"cannot get bootfile": was there a change to the Machine's /etc/hosts recently?

We had an issue today where all deploys were failing with

Runtime terminating during boot ({'cannot get bootfile', ...

After hours of tracking it down, it appeared to be an issue with how we populated RELEASE_NAME based on old instructions:

# See https://fly.io/docs/elixir/the-basics/naming-your-elixir-node/:
ip=$(grep fly-local-6pn /etc/hosts | cut -f 1)
export RELEASE_NODE=$FLY_APP_NAME@$ip

specifically, grep fly-local-6pn /etc/hosts | cut -f 1 was returning two strings separated by a space. It caused issues when starting our release, eventually resulting in beam.smp to be started with slightly incorrect arguments (--boot vs -boot, --boot-var vs -boot_var).

Anyways, we weren’t able to confirm it was indeed an issue with a format of /etc/hosts because it seems that the hosts file now works well with the command above (i.e., if there was an /etc/hosts change it was reverted).
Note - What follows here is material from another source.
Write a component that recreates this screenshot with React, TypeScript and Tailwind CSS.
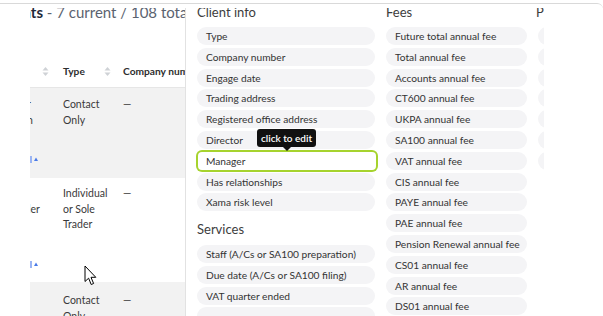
import React from "react";

const Pill = ({ t }: { t?: string }) => (
  <div className="h-[18px] shrink-0 rounded-full bg-[#f4f4f6] pl-[9px] text-[10.2px] leading-[18px] text-[#333333] whitespace-nowrap overflow-hidden">
    {t}
  </div>
);

const HPill = ({ t }: { t: string }) => (
  <div className="ml-[1px] w-[178px] h-[18px] shrink-0 rounded-[4px] bg-white ring-2 ring-[#a6d32e] pl-[8px] text-[10.2px] leading-[18px] text-[#333333] whitespace-nowrap overflow-hidden">
    {t}
  </div>
);

const SortIcon = () => (
  <svg width="7" height="11" viewBox="0 0 7 11">
    <path d="M0.5 4.5 L3.5 1 L6.5 4.5 Z" fill="#cfd2d6" />
    <path d="M0.5 6.5 L3.5 10 L6.5 6.5 Z" fill="#cfd2d6" />
  </svg>
);

const BlueMark = () => (
  <div className="flex items-center gap-[2px] h-[8px]">
    <div className="w-[2px] h-[7px] bg-[#9bb5f3]" />
    <svg width="4" height="4" viewBox="0 0 4 4">
      <path d="M0 4 L2 0.5 L4 4 Z" fill="#4a7be8" />
    </svg>
  </div>
);

const clientInfo = [
  "Type",
  "Company number",
  "Engage date",
  "Trading address",
  "Registered office address",
  "Director",
];
const clientInfo2 = ["Has relationships", "Xama risk level"];
const services = [
  "Staff (A/Cs or SA100 preparation)",
  "Due date (A/Cs or SA100 filing)",
  "VAT quarter ended",
];
const fees = [
  "Future total annual fee",
  "Total annual fee",
  "Accounts annual fee",
  "CT600 annual fee",
  "UKPA annual fee",
  "SA100 annual fee",
  "VAT annual fee",
  "CIS annual fee",
  "PAYE annual fee",
  "PAE annual fee",
  "Pension Renewal annual fee",
  "CS01 annual fee",
  "AR annual fee",
  "DS01 annual fee",
];

export default function App() {
  return (
    <div className="relative w-[603px] h-[316px] overflow-hidden bg-white [font-family:Lato,'Noto_Sans',sans-serif]">
      <div className="pt-[3px]">
        <div className="border-t border-[#d9d9d9] rounded-tr-[6px] pt-[4px]">
          <div className="flex h-[309px] overflow-hidden">
            {/* blank gutter */}
            <div className="w-[30px] shrink-0" />
            {/* table */}
            <div className="w-[155px] shrink-0 overflow-hidden flex flex-col">
              <div className="h-[48px] shrink-0 whitespace-nowrap -ml-[33px] text-[15px] leading-[8px]">
                <span className="font-bold text-[#1f2a3a]">Clients</span>
                <span className="text-[#5b6370]"> - 7 current / 108 total</span>
              </div>
              <div className="h-[32px] shrink-0 flex items-center border-b border-[#e6e6e6] text-[10.2px] font-bold text-[#2d2d2d] whitespace-nowrap">
                <div className="w-[33px] shrink-0 pl-[12px]">
                  <SortIcon />
                </div>
                <div className="w-[60px] shrink-0 flex items-center">
                  <span className="w-[41px]">Type</span>
                  <SortIcon />
                </div>
                <div>Company number</div>
              </div>
              {/* row 1 */}
              <div className="h-[90px] shrink-0 bg-[#f2f2f2] flex pt-[9px] text-[10.5px] leading-[15.5px] text-[#3a3a3a]">
                <div className="w-[33px] shrink-0 flex flex-col">
                  <span className="-ml-[3px]">r</span>
                  <span className="-ml-[3px]">n</span>
                  <div className="mt-[27px]">
                    <BlueMark />
                  </div>
                </div>
                <div className="w-[60px] shrink-0">
                  Contact
                  <br />
                  Only
                </div>
                <div>—</div>
              </div>
              {/* row 2 */}
              <div className="h-[104px] shrink-0 bg-white flex pt-[8px] text-[10.5px] leading-[15.5px] text-[#3a3a3a]">
                <div className="w-[33px] shrink-0 flex flex-col">
                  <span>&nbsp;</span>
                  <span className="-ml-[2px]">ler</span>
                  <div className="mt-[43px]">
                    <BlueMark />
                  </div>
                </div>
                <div className="w-[60px] shrink-0">
                  Individual
                  <br />
                  or Sole
                  <br />
                  Trader
                </div>
                <div>—</div>
              </div>
              {/* row 3 */}
              <div className="flex-1 bg-[#f2f2f2] flex pt-[11px] text-[10.5px] leading-[15.5px] text-[#3a3a3a]">
                <div className="w-[33px] shrink-0" />
                <div className="w-[60px] shrink-0">
                  Contact
                  <br />
                  Only
                </div>
                <div>—</div>
              </div>
            </div>
            {/* panel */}
            <div className="flex-1 border-l border-[#e2e2e2] bg-white">
              <div className="w-[358px] h-full overflow-hidden flex gap-[11px] pl-[11px]">
                {/* Client info */}
                <div className="w-[178px] shrink-0 flex flex-col">
                  <div className="h-[19px] shrink-0 text-[13px] leading-[9px] text-[#3d3d3d] whitespace-nowrap">
                    Client info
                  </div>
                  <div className="flex flex-col gap-[2.8px]">
                    {clientInfo.map((t) => (
                      <Pill key={t} t={t} />
                    ))}
                    <HPill t="Manager" />
                    {clientInfo2.map((t) => (
                      <Pill key={t} t={t} />
                    ))}
                  </div>
                  <div className="h-[33.6px] shrink-0 text-[13px] leading-[37px] text-[#3d3d3d] whitespace-nowrap">
                    Services
                  </div>
                  <div className="flex flex-col gap-[2.8px]">
                    {services.map((t) => (
                      <Pill key={t} t={t} />
                    ))}
                    <Pill />
                  </div>
                </div>
                {/* Fees */}
                <div className="w-[141px] shrink-0 flex flex-col">
                  <div className="h-[19px] shrink-0 text-[13px] leading-[9px] text-[#3d3d3d] whitespace-nowrap">
                    Fees
                  </div>
                  <div className="flex flex-col gap-[2.8px]">
                    {fees.map((t) => (
                      <Pill key={t} t={t} />
                    ))}
                  </div>
                </div>
                {/* Practice */}
                <div className="w-[141px] shrink-0 flex flex-col">
                  <div className="h-[19px] shrink-0 text-[13px] leading-[9px] text-[#3d3d3d] whitespace-nowrap -ml-[2px]">
                    Practice
                  </div>
                  <div className="flex flex-col gap-[2.8px]">
                    {["Partner", "Office", "Source", "Sector", "Status", "Tags", "Notes"].map((t) => (
                      <Pill key={t} t={t} />
                    ))}
                  </div>
                </div>
              </div>
            </div>
          </div>
        </div>
      </div>

      {/* tooltip */}
      <div className="absolute left-[257px] top-[129px] flex flex-col items-center">
        <div className="h-[18px] w-[59px] rounded-[3px] bg-[#111111] text-white text-[10px] font-semibold leading-[18px] text-center whitespace-nowrap">
          click to edit
        </div>
        <div className="w-0 h-0 border-l-[4px] border-r-[4px] border-t-[4px] border-l-transparent border-r-transparent border-t-[#111111]" />
      </div>

      {/* cursor */}
      <svg className="absolute left-[84px] top-[265px]" width="13" height="21" viewBox="0 0 13 21">
        <path
          d="M1 1 L1 16.5 L4.6 13.2 L7.2 19.5 L9.6 18.5 L7 12.3 L11.8 12.3 Z"
          fill="white"
          stroke="black"
          strokeWidth="1"
          strokeLinejoin="round"
        />
      </svg>
    </div>
  );
}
Could someone on the fly team confirm if there was a recent change to the format of the machine /etc/hosts file?

For the record, using the new instructions, we changed our release env code to:

export RELEASE_NODE="${FLY_APP_NAME}-${FLY_IMAGE_REF##*-}@${FLY_PRIVATE_IP}"

which looks to be more robust.

1 Like

Hi Ryan,

Newer versions of rel/env.sh.eex use this to generate RELEASE_NODE instead:

export RELEASE_NODE="${FLY_APP_NAME}-${FLY_IMAGE_REF##*-}@${FLY_PRIVATE_IP}"

Under some “abrupt machine stop” circumstances, /etc/hosts gets duplicated (i.e. a copy of itself is appended at the end of the files), and the presence of duplicated records are what confuses the old RELEASE_NODE determination code; when you cleanly restart the machine, the hosts file gets fixed, which explains why things worked after a reboot.

Specifically ip=$(grep fly-local-6pn /etc/hosts | cut -f 1) will produce funny stuff if more than one line mentions fly-local-6pn; you could always | head -1 but the new way of generating RELEASE_NODE is overall more reliable.

I would suggest updating your env.sh.eex as seen above and that should work reliably even when a machine stops abruptly.

Regards,

  • Daniel
1 Like

This topic was automatically closed 7 days after the last reply. New replies are no longer allowed.